Avant Mme Añez, ses anciens ministres de l'Énergie et de la Justice, Rodrigo Guzman et Alvaro Coimbra, ont eux aussi été arrêtés à Trinidad avant d'être transférés à La Paz. A son arrivée samedi à l'aéroport d'El Alto à La Paz, en présence du ministre de l'Intérieur et de policiers, Mme Añez a qualifié devant la presse son arrestation d'"illégale". Le gouvernement "m'accuse d'avoir participé à un coup d'État qui n'a jamais eu lieu", a-t-elle aussi écrit sur Twitter.
L'enquête du parquet fait suite à une plainte déposée en décembre par Lidia Patty, ancienne députée du Mouvement vers le socialisme (MAS), le parti d'Evo Morales et de l'actuel président bolivien Luis Arce. Lidia Patty accuse Mme Añez et d'anciens ministres, responsables militaires et policiers d'avoir renversé M. Morales en novembre 2019.
Cinq anciens ministres accusés
Le mandat d'arrêt concerne trois autres anciens ministres, en plus des deux qui ont déjà été appréhendés : Yerko Nuñez (Présidence), Arturo Murillo (Intérieur) et Luis Fernando López (Défense). Les deux derniers ont quitté la Bolivie en novembre. Il vise également les anciens commandants militaires William Kaliman et Sergio Orellana et l'ex-chef de la police Yuri Calderon.
Evo Morales, président de 2006 à 2019, a qualifié de "dictature" le pouvoir intérimaire de Mme Añez, sous lequel il a lui-même été visé par une enquête pour "sédition" et "terrorisme". Il a réclamé que les responsables du "coup d'État" de novembre 2019 soient "sanctionnés". L'opposition de droite et du centre nie pour sa part qu'il y ait eu un coup d'État.
À l'issue de l'élection présidentielle d'octobre 2019, au cours de laquelle Evo Morales briguait un quatrième mandat, et de la confusion qui avait entouré les résultats le donnant vainqueur, l'opposition avait crié à la fraude. Des troubles et des violences avaient suivi le scrutin.

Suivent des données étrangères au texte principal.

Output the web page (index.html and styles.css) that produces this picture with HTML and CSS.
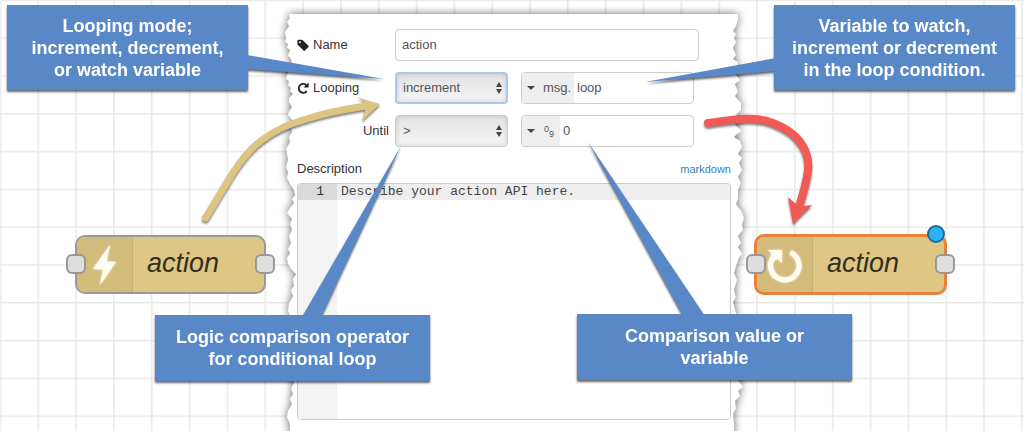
FILE: index.html
```
<!DOCTYPE html>
<html lang="en">
<head>
<meta charset="utf-8">
<title>Loop action</title>
<link rel="stylesheet" href="styles.css">
</head>
<body>
<main class="stage">
  <svg class="layer" aria-hidden="true">
    <defs>
      <pattern id="grid" x="-0.4" y="-0.4" width="37.83" height="37.8" patternUnits="userSpaceOnUse">
        <path d="M0 0.8H38M0.8 0V38" stroke="#e9e9e9" stroke-width="1.6" fill="none"/>
      </pattern>
    </defs>
    <rect width="100%" height="100%" fill="url(#grid)"/>
    <path class="paper" d="M289 14L290 18 287 22 289 26 287 29 285 32 286 38 285 42 288 44 287 48 290 50 288 55 291 59 292 64 289 69 287 75 286 79 289 81 288 85 291 88 290 91 293 94 289 98 289 102 292 107 289 112 288 115 293 121 294 123 291 127 292 132 289 137 290 142 286 149 287 153 288 160 286 167 288 172 287 178 290 184 294 190 295 195 292 199 294 203 290 208 287 213 292 219 290 224 292 230 289 236 291 243 288 249 290 253 287 258 288 264 291 269 296 274 293 279 294 286 291 290 293 296 289 303 288 311 291 318 291 378 294 383 291 388 293 394 290 399 292 404 288 411 287 417 290 424 289 450H734L734 424 733 414 736 408 735 401 740 396 738 391 743 387 738 380 736 313 733 302 736 297 734 290 737 280 734 273 736 266 739 258 742 254 738 247 741 243 738 236 743 230 742 225 744 218 742 212 736 204 738 199 738 190 741 183 738 177 742 170 739 163 742 158 738 154 742 147 740 141 734 137 737 134 742 131 735 125 739 120 736 115 741 110 741 103 735 96 738 92 735 84 740 80 736 75 738 62 733 59 736 55 733 48 736 42 734 38 736 34 733 31 736 26 738 20 738 14Z"/>
  </svg>

  <form class="panel">
    <div class="row">
      <label class="label" for="name">
        <svg class="icon" viewBox="0 0 14 14"><path d="M0.500 1.800V6L7 12.500Q7.800 13.200 8.500 12.500L12.300 8.700Q13 8 12.300 7.200L6.200 1.300Q5.600 0.800 4.800 0.800H1.500Q0.500 0.800 0.500 1.800Z" fill="#222"/><circle cx="3.200" cy="3.500" r="1" fill="#fff"/></svg>
        Name</label>
      <input class="field name" id="name" type="text" value="action">
    </div>
    <div class="row">
      <label class="label" for="mode">
        <svg class="icon" viewBox="0 0 14 14"><path d="M10.500 9.800A4.800 4.800 0 1 1 9.900 3.300" fill="none" stroke="#222" stroke-width="2"/><path d="M12.500 0.500V6H7Z" fill="#222"/></svg>
        Looping</label>
      <div class="picker focus">
        <select id="mode"><option>increment</option><option>decrement</option><option>watch</option></select>
        <svg class="updown" viewBox="0 0 6 12"><path d="M3 0L6 5H0ZM0 7H6L3 12Z" fill="#444"/></svg>
      </div>
      <div class="typed">
        <button type="button" class="type msg"><svg class="caret" viewBox="0 0 8 4"><path d="M0 0H8L4 4Z" fill="#444"/></svg>msg.</button>
        <input type="text" value="loop" aria-label="Variable">
      </div>
    </div>
    <div class="row">
      <label class="label right" for="operator">Until</label>
      <div class="picker">
        <select id="operator"><option>&gt;</option><option>&lt;</option></select>
        <svg class="updown" viewBox="0 0 6 12"><path d="M3 0L6 5H0ZM0 7H6L3 12Z" fill="#444"/></svg>
      </div>
      <div class="typed">
        <button type="button" class="type number" aria-label="Number"><svg class="caret" viewBox="0 0 8 4"><path d="M0 0H8L4 4Z" fill="#444"/></svg><span class="digits"><sup>0</sup><sub>9</sub></span></button>
        <input type="text" value="0" aria-label="Value">
      </div>
    </div>
    <div class="heading">
      <label for="description">Description</label>
      <a href="#markdown">markdown</a>
    </div>
    <div class="editor">
      <div class="gutter">1</div>
      <textarea id="description" spellcheck="false">Describe your action API here.</textarea>
    </div>
  </form>

  <div class="node first">
    <div class="badge"><svg viewBox="0 0 56 56"><path d="M33 8L16 32L26 32.500L23 48L39 25L29.500 24.500Z" fill="#fffdf2"/></svg></div>
    <span class="title">action</span>
    <i class="port in"></i><i class="port out"></i>
  </div>
  <div class="node second">
    <div class="badge"><svg viewBox="0 0 56 56"><path d="M33.500 15.500A14.300 14.300 0 1 1 16 20.500" fill="none" stroke="#fffdf2" stroke-width="5"/><path d="M11 13H25V26L20.500 22L16 24L13.500 19L15 17Z" fill="#fffdf2"/></svg></div>
    <span class="title">action</span>
    <i class="port in"></i><i class="port out"></i><i class="status"></i>
  </div>

  <svg class="layer arrows" aria-hidden="true">
    <g fill="none" stroke-linecap="round">
      <path d="M205.500 218C235 172 245 138 300 121Q330 111 366 106" stroke="#dcc481" stroke-width="7"/>
      <path d="M708 123C730 120 755 115 773 123C802 134 812 155 807 177Q804 192 799 207" stroke="#f25b55" stroke-width="8"/>
    </g>
    <path d="M357 97L380 104L362 121L365 110V102Z" fill="#dcc481"/>
    <path d="M788 197L796 204L803 206L812 205L793 224Z" fill="#f25b55"/>
  </svg>

  <div class="callouts">
    <svg class="layer" aria-hidden="true">
      <path d="M247 55L384 79L247 69ZM776 58L645 82L776 71ZM302 317L401 146L321 317ZM683 316L588 142L705 316Z" fill="#5888c7"/>
    </svg>
    <p class="callout mode">Looping mode;<br>increment, decrement,<br>or watch variable</p>
    <p class="callout variable">Variable to watch,<br>increment or decrement<br>in the loop condition.</p>
    <p class="callout operator">Logic comparison operator<br>for conditional loop</p>
    <p class="callout value">Comparison value or<br>variable</p>
  </div>
</main>
</body>
</html>
```
FILE: styles.css
```
* { box-sizing: border-box; }
body {
  margin: 0;
  font: 13px/20px "Liberation Sans", Arial, sans-serif;
  color: #333;
  background: #fff;
}
input, select, button, textarea { font: inherit; color: #555; margin: 0; }
.stage { position: relative; min-height: 100vh; overflow: hidden; }
.layer { position: absolute; inset: 0; width: 100%; height: 100%; pointer-events: none; }
.paper { fill: #fff; filter: drop-shadow(0 0 4px rgba(0, 0, 0, .6)); }

.panel {
  position: absolute;
  left: 289px;
  top: 14px;
  bottom: 0;
  width: 450px;
  padding: 15px 8px 11px;
  display: flex;
  flex-direction: column;
  gap: 11px;
}
.row { display: flex; align-items: stretch; height: 32px; }
.label { width: 98px; display: flex; align-items: center; gap: 3px; padding-right: 6px; }
.label.right { justify-content: flex-end; }
.icon { width: 13px; height: 13px; }
.field { width: 304px; border: 1px solid #ccc; border-radius: 4px; padding: 0 6px; background: #fff; }
.picker { display: grid; width: 113px; margin-right: 13px; align-items: center; }
.picker select {
  grid-area: 1 / 1;
  height: 32px;
  width: 100%;
  appearance: none;
  padding: 0 7px;
  border: 1px solid #ccc;
  border-radius: 4px;
  background: linear-gradient(#e3e3e3, #f5f5f5);
  box-shadow: inset 0 0 5px rgba(0, 0, 0, .15);
}
.picker.focus select { border: 2px solid #a9c9ec; padding: 0 6px; }
.updown { grid-area: 1 / 1; justify-self: end; width: 6px; height: 12px; margin-right: 6px; pointer-events: none; }
.typed { display: flex; width: 173px; border: 1px solid #ccc; border-radius: 4px; overflow: hidden; background: #fff; }
.typed input { flex: 1; min-width: 0; border: 0; padding: 0 3px; background: none; }
.type { display: flex; align-items: center; gap: 8px; border: 0; padding: 0 0 0 5px; background: #eee; }
.msg { width: 52px; }
.number { width: 38px; gap: 9px; }
.caret { width: 8px; height: 4px; flex: none; }
.digits { display: flex; font-size: 9px; line-height: 10px; }
.digits sup { font-size: inherit; vertical-align: baseline; padding-bottom: 5px; }
.digits sub { font-size: inherit; vertical-align: baseline; padding-top: 5px; }
.heading { display: flex; justify-content: space-between; padding-top: 1px; margin-bottom: -7px; }
.heading a { font-size: 11px; color: #2f7fc1; text-decoration: none; }
.editor {
  flex: 1;
  min-height: 0;
  display: flex;
  border: 1px solid #ccc;
  border-radius: 4px;
  overflow: hidden;
  font: 13px/16px "Liberation Mono", "Courier New", monospace;
}
.gutter { width: 39px; padding-right: 13px; text-align: right; background: linear-gradient(#dadada 16px, #f3f3f3 16px); }
.editor textarea {
  flex: 1;
  border: 0;
  outline: 0;
  resize: none;
  padding: 0 4px;
  color: #444;
  background: linear-gradient(#eee 16px, #fff 16px);
}

.node {
  position: absolute;
  width: 191px;
  height: 59px;
  display: flex;
  align-items: stretch;
  border: 2px solid #999;
  border-radius: 10px;
  background: #dec684;
}
.first { left: 75px; top: 235px; }
.second { left: 754px; top: 234px; width: 193px; height: 61px; border: 3px solid #e8823a; }
.badge { width: 56px; background: #d3bb7b; border-right: 1px solid #c3ae76; border-radius: 7px 0 0 7px; }
.badge svg { display: block; width: 56px; height: 56px; filter: drop-shadow(0 0 1px #fffdf2); }
.title { padding-left: 14px; font-size: 27px; line-height: 53px; font-style: italic; color: #332f20; }
.port {
  position: absolute;
  top: 17px;
  width: 20px;
  height: 20px;
  border: 2px solid #999;
  border-radius: 6px;
  background: #ddd;
}
.in { left: -11px; }
.out { right: -11px; }
.status {
  position: absolute;
  right: -1px;
  top: -12px;
  width: 18px;
  height: 18px;
  border: 2px solid #1c6d96;
  border-radius: 50%;
  background: #2bb3f5;
}

.arrows { filter: drop-shadow(0 2px 1px rgba(0, 0, 0, .5)); }
.callouts { position: absolute; inset: 0; pointer-events: none; filter: drop-shadow(0 2px 1px rgba(0, 0, 0, .6)); }
.callout {
  position: absolute;
  display: grid;
  align-content: center;
  margin: 0;
  padding: 10px 8px 9px;
  background: #5888c7;
  color: #fff;
  font-size: 18px;
  line-height: 22px;
  font-weight: bold;
  text-align: center;
}
.callout.mode, .callout.variable { top: 5px; width: 241px; }
.callout.mode { left: 7px; }
.callout.variable { left: 774px; }
.callout.operator, .callout.value { width: 275px; padding: 11px 8px; }
.callout.operator { left: 155px; top: 315px; }
.callout.value { left: 577px; top: 314px; }
```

Sur fond de manifestations au cours desquelles au moins 35 personnes avaient été tuées, la police et l'armée avaient retiré leur soutien à M. Morales. Ce dernier avait démissionné avant de s'exiler au Mexique puis en Argentine.
"Coup d'État"
Jeanine Añez avait prêté serment le 12 novembre 2019. Le MAS avait aussitôt dénoncé un "coup d'État". M. Morales est revenu en Bolivie après la victoire de son dauphin Luis Arce à l'élection présidentielle d'octobre 2020. L'influente conférence épiscopale de Bolivie a réclamé samedi 13 mars "la mise en liberté immédiate des personnes arrêtées".
L'ancien président bolivien Carlos Mesa (2003-2005) a lancé dimanche 14 mars un appel aux organisations internationales en les alertant sur la situation en Bolivie. Dans une lettre, il accuse le pouvoir du président Arce de vouloir "inspirer la terreur en manipulant la police, le parquet et la justice pour éliminer l'opposition et museler une grande partie de la société bolivienne".
La lettre de M. Mesa est adressée à l'ONU, au Haut commissariat des Nations unies pour les droits de l'homme, à l'Organisation des États américains (OEA), à la Cour interaméricaine des droits de l'homme (CIDH) et à l'Union européenne. Le secrétaire général de l'ONU, Antonio Guterres, a appelé samedi 13 mars au respect "de procédures équitables et d'une transparence totale".
Pour le chef de la diplomatie de l'UE, Josep Borrell, "les accusations pour les événements de 2019 doivent être résolues dans le cadre d'une justice transparente et sans pression politique, dans le respect de l'indépendance des pouvoirs". Et la CIDH "exhorte l'État bolivien à respecter les normes interaméricaines en matière de garanties, d'indépendance et de protection judiciaires".